As a farm boy I grew up with all of the domesticated animals we raised: dairy cows, beef cattle and assorted horny bulls, horses, pigs, rabbits, chickens, geese, ducks, dogs, and cats and established good relations with most of them. Cows walked over for a head scratch or chased me up a tree in pastures. Horses usually returned respect with respect — even without the bribe of a bucket of oats. Pigs were generally the most independent with the attitude: “Give me some cobs of corn and some slop and then leave me alone to wallow in the mud on a hot day.” Pigs to me always seemed to be a helluva lot smarter than they let on. Momma Goose was temperate unless she had little goslings to protect. Then watch out for a bite in the butt.
We fed the rabbits in their warrens with veggies and would take one out of the cages to play with on occasion. But later on we ate all of those animals except the horses. It just wasn’t the style in this country, but my French ancestors still eat horse with great gusto—and I would have a juicy horse steak tonight off Trigger or Max. I stretched out the neck of the chicken so my mother could safely chop off the head with an axe. I skinned the same rabbits I played with. I held the basin to catch the blood from the pig’s throat so we could make blood sausage and pudding. I love head cheese, liver, and other private parts.
We also hunted the so-called wild animals — the beautiful mallard ducks and lowly coots, the flamboyant pheasants, muskrats and beaver, and the athletic gray squirrels that made terrific stews. We sold their tails for 50 cents each to fish decoy and artificial bait makers. That’s life and death in the real world. But real farmers who have raised stock don’t mistreat their animals. Only know-nothings involved in corporate and factory-farming do.
States and the feds are finally breaking the obscene strength of Wall Street factory farms and entrepreneurs who make fortunes in cruelty to animals. It may be a small beginning but corporations can no longer “raise” veal calves in stations so small they cannot turn around. Egg-laying chickens must be in cages large enough so they can spread their wings fully if they have a mind. Pregnant sows can no longer be confined in crates so small they cannot turn around. Geese can no longer have grain jammed down their throats to make their foie gras livers larger for the enjoyment of the rich willing to pay the price for such cruelty.
California has passed a law that Iowa factory egg-laying plants restricting the movement of their hens cannot sell their eggs in California. Iowa produces 14 billion eggs a year from 60 million hens but has only three million people. They will have to sell their eggs someplace. A California egg-laying chicken must have 116 square inches instead of 67 square inches to move around in. But shouldn’t a chicken ever have the pleasure of walking on grass and picking out a seed or insect from the gravel? Some think 200 square inches should be required for each chicken. But what’s important in the laws of these states is that it is beginning to say producers cannot torture animals to make a fast buck.

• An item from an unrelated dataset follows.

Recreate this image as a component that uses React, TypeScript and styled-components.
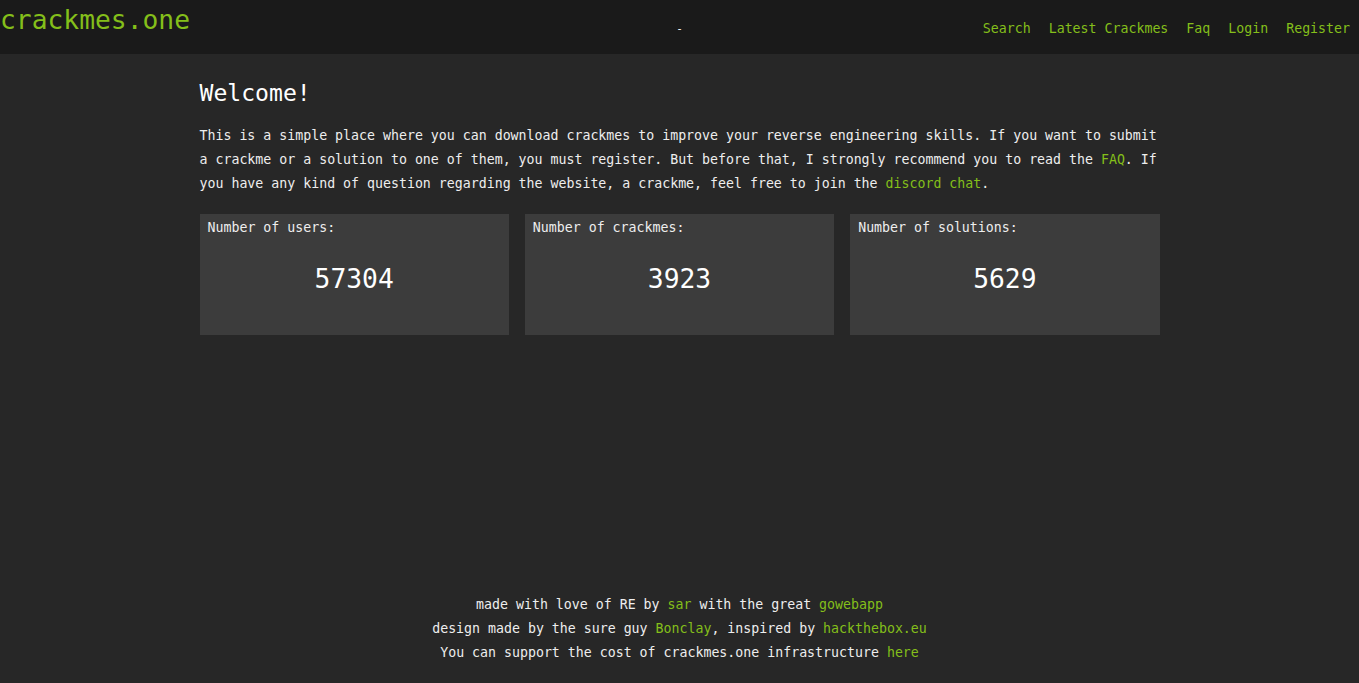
import React from 'react'
import styled, { createGlobalStyle } from 'styled-components'

const GlobalStyle = createGlobalStyle`
  html, body {
    margin: 0;
    padding: 0;
    background-color: #272727;
  }
  body {
    font-family: 'DejaVu Sans Mono', 'Liberation Mono', monospace;
    font-size: 13.25px;
    color: #eeeeee;
  }
`

const Page = styled.div`
  display: flex;
  flex-direction: column;
  min-height: 100vh;
`

const Header = styled.header`
  display: grid;
  grid-template-columns: 1fr auto 1fr;
  height: 54px;
  background-color: #1a1a1a;
`

const Logo = styled.a`
  align-self: start;
  justify-self: start;
  font-size: 26.3px;
  line-height: 40px;
  color: #84bf1a;
  text-decoration: none;
`

const Dash = styled.span`
  align-self: center;
  padding-top: 2px;
  color: #ffffff;
  font-size: 11px;
`

const Nav = styled.nav`
  display: flex;
  gap: 18px;
  align-self: center;
  justify-self: end;
  padding: 4px 9px 0 0;
  line-height: 24px;
`

const Link = styled.a`
  color: #84bf1a;
  text-decoration: none;
`

const Main = styled.main`
  width: 960px;
  margin: 0 auto;
  padding-top: 25px;
`

const Title = styled.h1`
  margin: 0 0 17px;
  font-size: 23.1px;
  font-weight: normal;
  line-height: 28px;
  color: #ffffff;
`

const Intro = styled.p`
  margin: 0 0 18px;
  line-height: 24px;
`

const Stats = styled.div`
  display: grid;
  grid-template-columns: repeat(3, 1fr);
  gap: 16px;
`

const Card = styled.div`
  height: 121px;
  box-sizing: border-box;
  padding: 5px 8px;
  background-color: #3c3c3c;
`

const CardLabel = styled.div`
  line-height: 18px;
`

const CardValue = styled.div`
  margin-top: 22px;
  text-align: center;
  font-size: 26.3px;
  line-height: 40px;
  color: #ffffff;
`

const Footer = styled.footer`
  margin-top: auto;
  padding-bottom: 18px;
  text-align: center;
  line-height: 24px;
`

const stats = [
  { label: 'Number of users:', value: 57304 },
  { label: 'Number of crackmes:', value: 3923 },
  { label: 'Number of solutions:', value: 5629 },
]

const App: React.FC = () => {
  return (
    <Page>
      <GlobalStyle />
      <Header>
        <Logo href="#">crackmes.one</Logo>
        <Dash>-</Dash>
        <Nav>
          <Link href="#">Search</Link>
          <Link href="#">Latest Crackmes</Link>
          <Link href="#">Faq</Link>
          <Link href="#">Login</Link>
          <Link href="#">Register</Link>
        </Nav>
      </Header>
      <Main>
        <Title>Welcome!</Title>
        <Intro>
          This is a simple place where you can download crackmes to improve your reverse engineering skills. If you want to submit a crackme or a solution to one of them, you must register. But before that, I strongly recommend you to read the <Link href="#">FAQ</Link>. If you have any kind of question regarding the website, a crackme, feel free to join the <Link href="#">discord chat</Link>.
        </Intro>
        <Stats>
          {stats.map((s) => (
            <Card key={s.label}>
              <CardLabel>{s.label}</CardLabel>
              <CardValue>{s.value}</CardValue>
            </Card>
          ))}
        </Stats>
      </Main>
      <Footer>
        <div>made with love of RE by <Link href="#">sar</Link> with the great <Link href="#">gowebapp</Link></div>
        <div>design made by the sure guy <Link href="#">Bonclay</Link>, inspired by <Link href="#">hackthebox.eu</Link></div>
        <div>You can support the cost of crackmes.one infrastructure <Link href="#">here</Link></div>
      </Footer>
    </Page>
  )
}

export default App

Aside from the Wall Street factory farms providing pork, beef, dairy products, chickens, eggs, and other products, we are beginning to realize that average Americans basically love animals but they have gotten used to cheap food. Americans live with 74 million cats, 70 million dogs, 3.7 million birds, 1.8 million horses, and millions of other creatures they consider pets. Look at the number of Floridians who had pet pythons in their homes until they threatened to swallow junior in one gulp. Now the pythons have eaten about 99 percent of the raccoons, rabbits, dogs, deer, and other small animals in the Everglades. Recently Florida wildlife employees caught a 17-foot python weighing about 200 pounds near Alligator Alley. I wonder when a small child will end up within a big python’s stomach ...
According to the New York Times of January 19, Wall Street factory farmers and their employees in the federal government have not given up torturing animals and attempting to breed the Frankensteins of the animal world. Out on the remote Nebraska plains there is a fed research center that is still trying to help the factory-farm meat growers in this country. It is truly the Gitmo of the animal world, where torture takes place in a casual manner on animals instead of on humans. This is where sows have been bred to have as many as 14 piglets instead of the usual eight. The problem is hundreds of these “excess” little piglets, too little and too weak to move, are crushed by their mothers in birthing crates too small to turn around in.

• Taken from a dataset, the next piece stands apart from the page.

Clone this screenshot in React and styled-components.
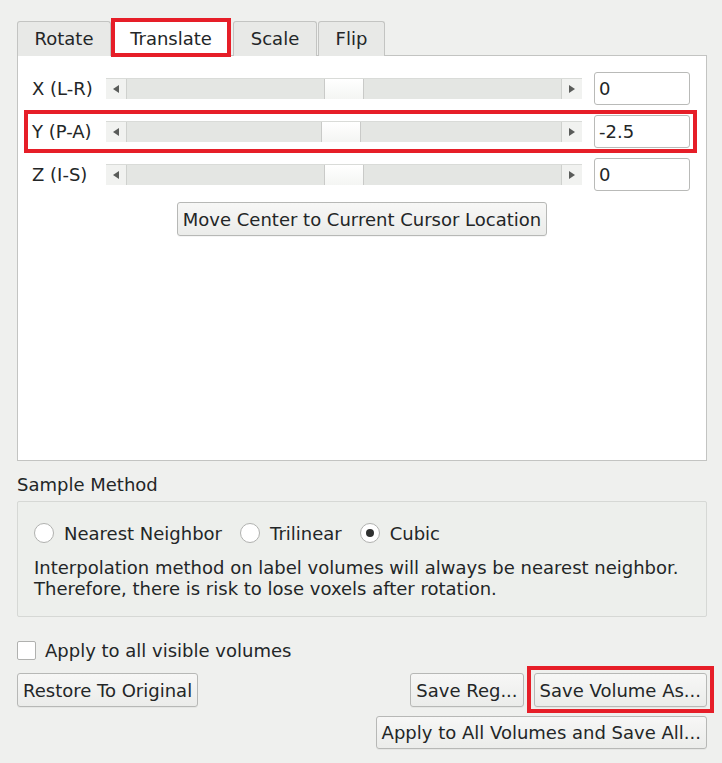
import React from "react";
import styled, { createGlobalStyle, css } from "styled-components";

const Global = createGlobalStyle`
  html, body { margin: 0; padding: 0; background: #eff0ee; }
  body { font-family: "DejaVu Sans", "Liberation Sans", sans-serif; font-size: 18px; color: #232627; }
  * { box-sizing: border-box; }
`;

const redBox = (inset) => css`
  position: relative;
  &::after {
    content: "";
    position: absolute;
    inset: ${inset};
    border: 4px solid #e61e28;
    pointer-events: none;
  }
`;

const Page = styled.div`
  width: 722px;
  height: 763px;
  padding: 21px 15px 0 17px;
  display: flex;
  flex-direction: column;
`;

const TabBar = styled.div`
  display: flex;
  align-items: flex-end;
  height: 34px;
  position: relative;
  z-index: 1;
`;

const Tab = styled.div`
  width: ${(p) => p.$w}px;
  margin-left: ${(p) => p.$ml || 0}px;
  height: 35px;
  margin-bottom: -1px;
  display: flex;
  align-items: center;
  justify-content: center;
  border: 1px solid #c3c4c2;
  border-bottom: none;
  border-radius: 3px 3px 0 0;
  background: #e8e9e7;
  padding-bottom: 1px;
  ${(p) =>
    p.$active &&
    css`
      background: #ffffff;
      border-color: #ffffff;
      ${redBox("-4px -4px -1px -4px")}
    `}
`;

const Pane = styled.div`
  height: 406px;
  background: #ffffff;
  border: 1px solid #c3c4c2;
  padding: 15px 13px 0 10px;
  display: flex;
  flex-direction: column;
`;

const Rows = styled.div`
  display: flex;
  flex-direction: column;
  gap: 8px;
`;

const Row = styled.div`
  height: 35px;
  display: flex;
  align-items: center;
  padding: 0 3px 0 4px;
  ${(p) => p.$marked && redBox("-4px")}
`;

const AxisLabel = styled.span`
  width: 74px;
  flex: none;
  white-space: nowrap;
`;

const SliderBar = styled.div`
  width: 476px;
  height: 21px;
  display: flex;
  border-top: 1px solid #d9dbd8;
  flex: none;
`;

const ArrowBtn = styled.div`
  width: 20px;
  flex: none;
  background: #f1f2f0;
  display: flex;
  align-items: center;
  justify-content: center;
  &::before {
    content: "";
    width: 0;
    height: 0;
    border-top: 4px solid transparent;
    border-bottom: 4px solid transparent;
    ${(p) =>
      p.$dir === "left"
        ? css`border-right: 6px solid #5a5c5a;`
        : css`border-left: 6px solid #5a5c5a;`}
  }
`;

const Track = styled.div`
  flex: 1;
  display: flex;
  background: #e4e6e3;
  border-left: 1px solid #cfd1ce;
  border-right: 1px solid #cfd1ce;
`;

const Handle = styled.div`
  width: 40px;
  flex: none;
  background: linear-gradient(#ffffff, #f4f5f3);
  border-left: 1px solid #c9cac8;
  border-right: 1px solid #c9cac8;
`;

const ValueInput = styled.div`
  width: 96px;
  height: 33px;
  margin-left: 12px;
  flex: none;
  background: #ffffff;
  border: 1px solid #b9bab8;
  border-radius: 3px;
  display: flex;
  align-items: center;
  padding-left: 4px;
`;

const PushButton = styled.div`
  height: ${(p) => p.$h || 34}px;
  padding: 0 5px;
  display: inline-flex;
  align-items: center;
  justify-content: center;
  white-space: nowrap;
  background: linear-gradient(#f7f7f6, #ebecea);
  border: 1px solid #b7b8b6;
  border-radius: 3px;
  box-shadow: 0 1px 0 rgba(0, 0, 0, 0.04);
  ${(p) => p.$marked && redBox("-8px -8px -7px -8px")}
`;

const CenterRow = styled.div`
  display: flex;
  justify-content: center;
  margin-top: 10px;
  padding-left: 3px;
`;

const SectionTitle = styled.div`
  margin-top: 14px;
  line-height: 20px;
`;

const GroupBox = styled.div`
  margin-top: 6px;
  height: 116px;
  border: 1px solid #d6d8d5;
  border-radius: 2px;
  background: #edefec;
  padding: 21px 0 0 16px;
`;

const RadioRow = styled.div`
  display: flex;
  align-items: center;
  height: 20px;
`;

const RadioItem = styled.label`
  display: flex;
  align-items: center;
  margin-right: 18px;
`;

const RadioCircle = styled.span`
  width: 20px;
  height: 20px;
  border-radius: 50%;
  border: 1px solid #b0b1af;
  background: #ffffff;
  margin-right: 10px;
  display: flex;
  align-items: center;
  justify-content: center;
  &::after {
    content: "";
    width: 8px;
    height: 8px;
    border-radius: 50%;
    background: ${(p) => (p.$on ? "#2f3131" : "transparent")};
  }
`;

const Note = styled.div`
  margin-top: 14px;
  line-height: 21px;
`;

const CheckRow = styled.label`
  margin-top: 24px;
  display: flex;
  align-items: center;
  height: 18px;
`;

const CheckBox = styled.span`
  width: 19px;
  height: 19px;
  background: #ffffff;
  border: 1px solid #b0b1af;
  border-radius: 2px;
  margin-right: 9px;
`;

const ButtonGrid = styled.div`
  margin-top: 14px;
  display: grid;
  grid-template-columns: auto 1fr auto auto;
  column-gap: 10px;
  row-gap: 9px;
  align-items: start;
`;

const WideCell = styled.div`
  grid-column: 2 / 5;
  display: flex;
  justify-content: flex-end;
`;

const Gap = styled.div``;

const axes = [
  { label: "X (L-R)", value: 0 },
  { label: "Y (P-A)", value: -2.5, marked: true },
  { label: "Z (I-S)", value: 0 },
];

function Slider({ value }) {
  const min = -160;
  const max = 160;
  const offset = ((value - min) / (max - min)) * (436 - 2 - 40);
  return (
    <SliderBar>
      <ArrowBtn $dir="left" />
      <Track>
        <div style={{ width: offset, flex: "none" }} />
        <Handle />
      </Track>
      <ArrowBtn $dir="right" />
    </SliderBar>
  );
}

export default function App() {
  return (
    <Page>
      <Global />
      <TabBar>
        <Tab $w={94}>Rotate</Tab>
        <Tab $w={114} $ml={3} $active>
          Translate
        </Tab>
        <Tab $w={84} $ml={5}>Scale</Tab>
        <Tab $w={67} $ml={1}>Flip</Tab>
      </TabBar>
      <Pane>
        <Rows>
          {axes.map((a) => (
            <Row key={a.label} $marked={a.marked}>
              <AxisLabel>{a.label}</AxisLabel>
              <Slider value={a.value} />
              <ValueInput>{a.value}</ValueInput>
            </Row>
          ))}
        </Rows>
        <CenterRow>
          <PushButton>Move Center to Current Cursor Location</PushButton>
        </CenterRow>
      </Pane>
      <SectionTitle>Sample Method</SectionTitle>
      <GroupBox>
        <RadioRow>
          <RadioItem>
            <RadioCircle />
            Nearest Neighbor
          </RadioItem>
          <RadioItem>
            <RadioCircle />
            Trilinear
          </RadioItem>
          <RadioItem>
            <RadioCircle $on />
            Cubic
          </RadioItem>
        </RadioRow>
        <Note>
          Interpolation method on label volumes will always be nearest neighbor.
          <br />
          Therefore, there is risk to lose voxels after rotation.
        </Note>
      </GroupBox>
      <CheckRow>
        <CheckBox />
        Apply to all visible volumes
      </CheckRow>
      <ButtonGrid>
        <PushButton>Restore To Original</PushButton>
        <Gap />
        <PushButton>Save Reg...</PushButton>
        <PushButton $marked>Save Volume As...</PushButton>
        <Gap />
        <WideCell>
          <PushButton $h={33}>Apply to All Volumes and Save All...</PushButton>
        </WideCell>
      </ButtonGrid>
    </Page>
  );
}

I don’t remember that any of our 20 dairy cows ever had twins in my years on the farm, but this research center tried to get twins or triplets born from each cow pregnancy from “intensive” breeding. They often emerge from cows in a weakened or deformed state, dying in such numbers that even producers are horrified. The center also works on breeding hardier sheep who could survive without costly shelters. Ewes give birth unaided in open fields where the newborns are often killed by predators or by harsh weather and starvation. So far, the effort to breed tougher sheep has failed.
Both elephants and whales have significant memory retention capacity. Both species remember offspring in their herds and pods. They both use verbal communications that we have not totally solved yet to comfort friends and yell at enemies. If a member of the family is “under the weather,” so to speak, friends comfort and console while performing physical touching to calm them down.
Elephants are known for hugging and greeting each other with shakings of their trunks together. Elephants can recognize themselves in mirrors — and so do killer whales. The tiniest animals we know about are just getting interesting because of electro-magnification improvements.
Our face mites are so tiny a dozen can dance on the head of a pin. But right now they are dancing all over your face and head. At night they mate on our faces and then crawl into our hair follicles to eat. Female mites give birth within follicles. When they’re full size they eat “stuff” on the face. But they lack an anus, so when they fill up with feces they die and decompose all over our heads. It takes a few weeks. Only two species of face mites have been discovered—so far. I can’t wait to read about the next species. Mites do provide us a service. They eat our dead skin that drops off all the time. Bon appétit!